Korean three-year struggle against precariousness

Female precarious workers at Kiryung Electronics Satellite Radio plant in Seoul enter their 1,100th day of struggle.

Submitted by Django on August 27, 2008

Female precarious workers for the Korean firm Kiryung electronics today enter their 1,100th day of action in demand of direct employment.

Workers are fighting to be employed directly by the firm, not by the outsourcing company, as is common in Korea. Not being on the company payroll, they are classed as affiliate workers from an associated firm. Upgrading their position would force the firm to be directly accountable for their rights and working conditions. Such practices are used to circumvent labour laws, with varying degrees of severity. Kim So-Yeun, head of the Kiryun electronics union, described the use of the loopholes at the plant in Seoul to the Korea Times: ``If you want to talk about problems with your boss, you'll hear `We don't need you' and 'You are fired.' After overtime and overnight work, you will get a text message saying `You're fired.' We simply wanted to change these inhuman practices ... You cannot easily understand the feeling of being treated like a disposable item. It's so miserable and painful. It's hard to describe that feeling.''

The subcontracted workers were hired alongside full-time staff, and paid a penny above the minimum wage for working weeks 60-70 hours long. Precarious workers at the plant went on the offensive in 2005 and took the company to court, which led to a ruling finding Kiryung guilty of illegal employment practices. Emboldened by the court's decision, they formed a local of the Korean Metalworkers Union, and following company spying all 200 members were promptly sacked.

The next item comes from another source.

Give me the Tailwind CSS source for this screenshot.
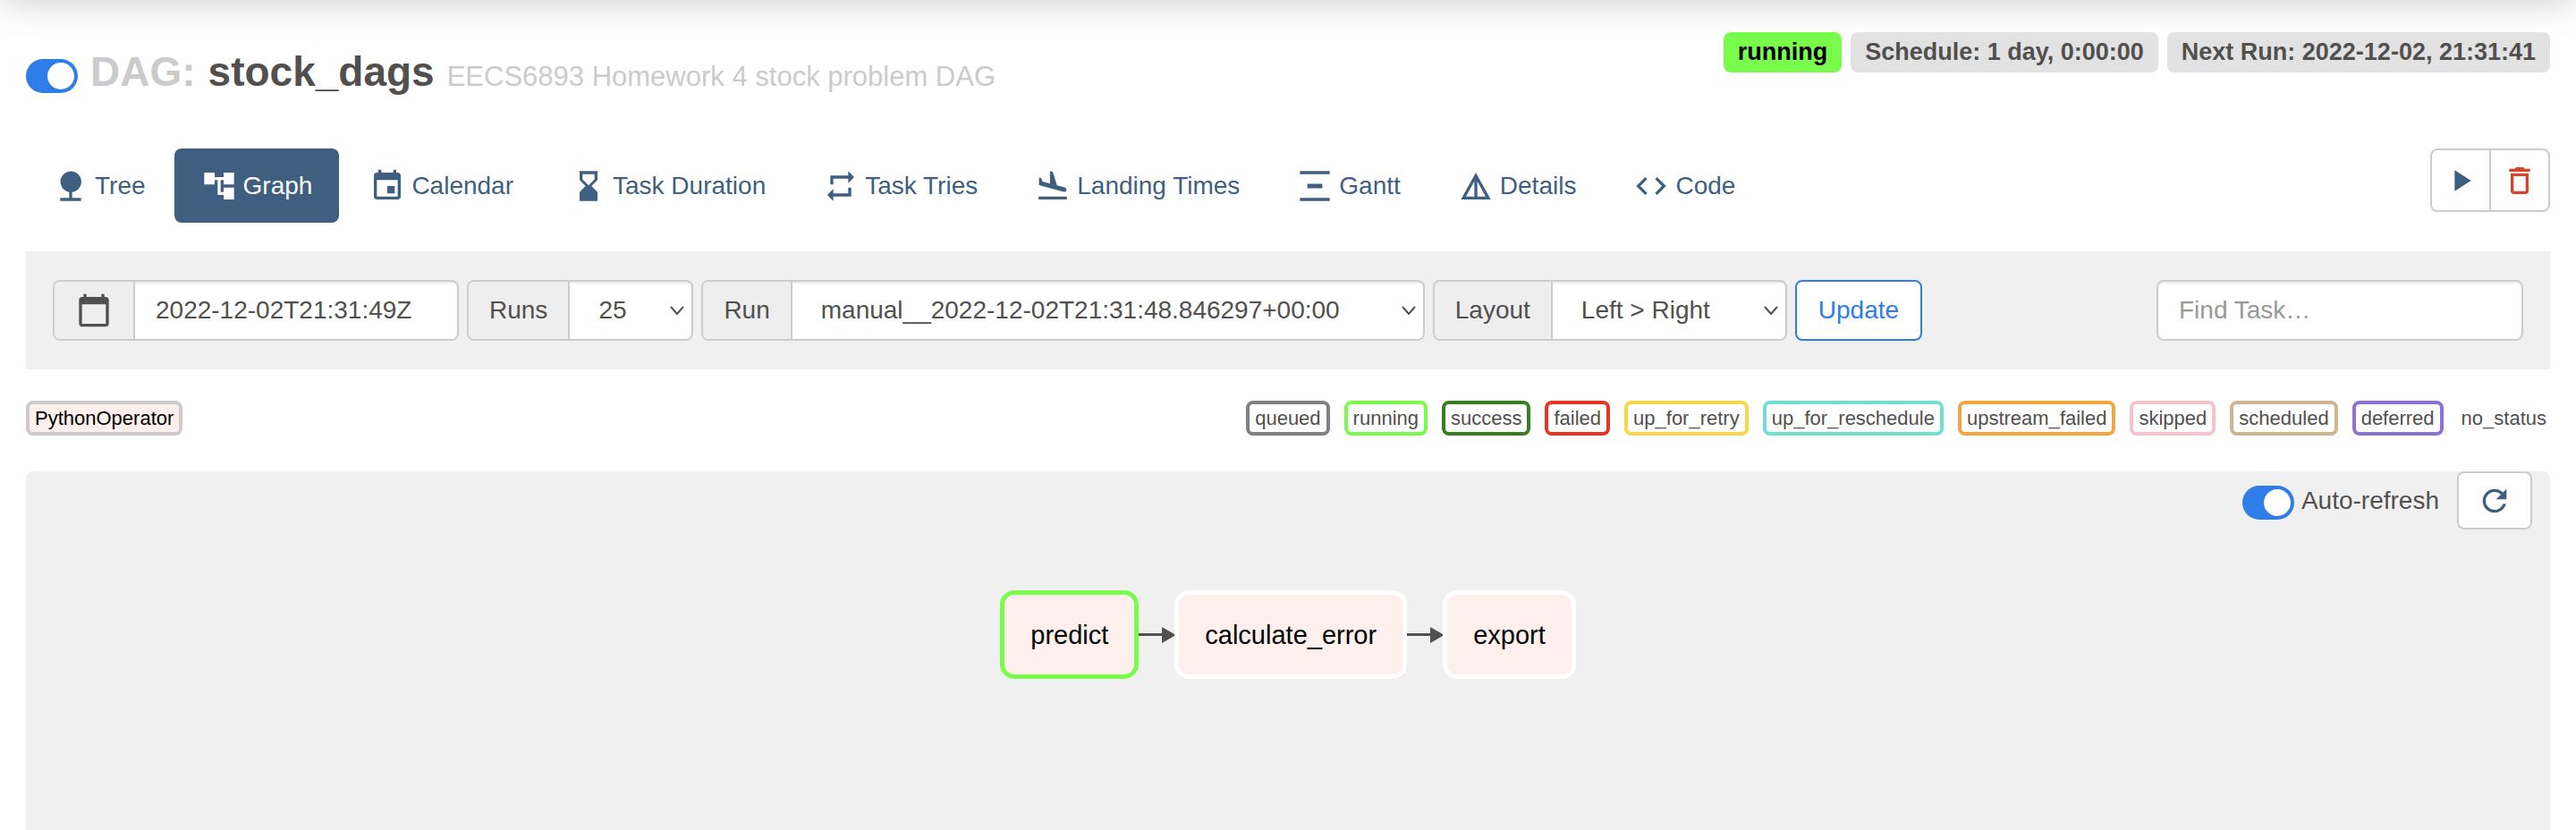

This didnt prove to be the end of the struggle, as the workers set up camp outside the plant and began a campaign of sit-ins. Subsequently, the company opened negotiations, leading to the president of the company offering full employment after a years training in the June of this year. This offer was immediately vetoed by management, and withdrawn.

With the company claiming that it will not rehire the workers, and will relocate the plant to China to exploit a cheaper and more easily exploitable workforce, the union stepped up its campaign, with the reps, including Kim So-Yeun, beginning a hunger strike campaign. An arbitration offer by the ruling Grand National Party at the end of July to have the workers rehired by another outsourcing company, effectively landing them back at square one, was rejected. Kim So-Yeun and Yoo Heung-hee were both admitted to hospital on August 16th, following 67 days of hunger strike.

The local vows to continue its campaign, and following in the wake of the wider political conflicts following the liberalisation of trade laws, the Korea Confederation of Trade Unions and opposition Democratic Labor Party have offered their support. What the union bureaucracy and bourgeois parties have to offer the militant ranks and file remains to be seen, but the liberal press is backing calls for "resolution", and "serious dialogue" about whether precarity is really necessary - and "civil society" groups have promptly stepped in to mediate their struggle.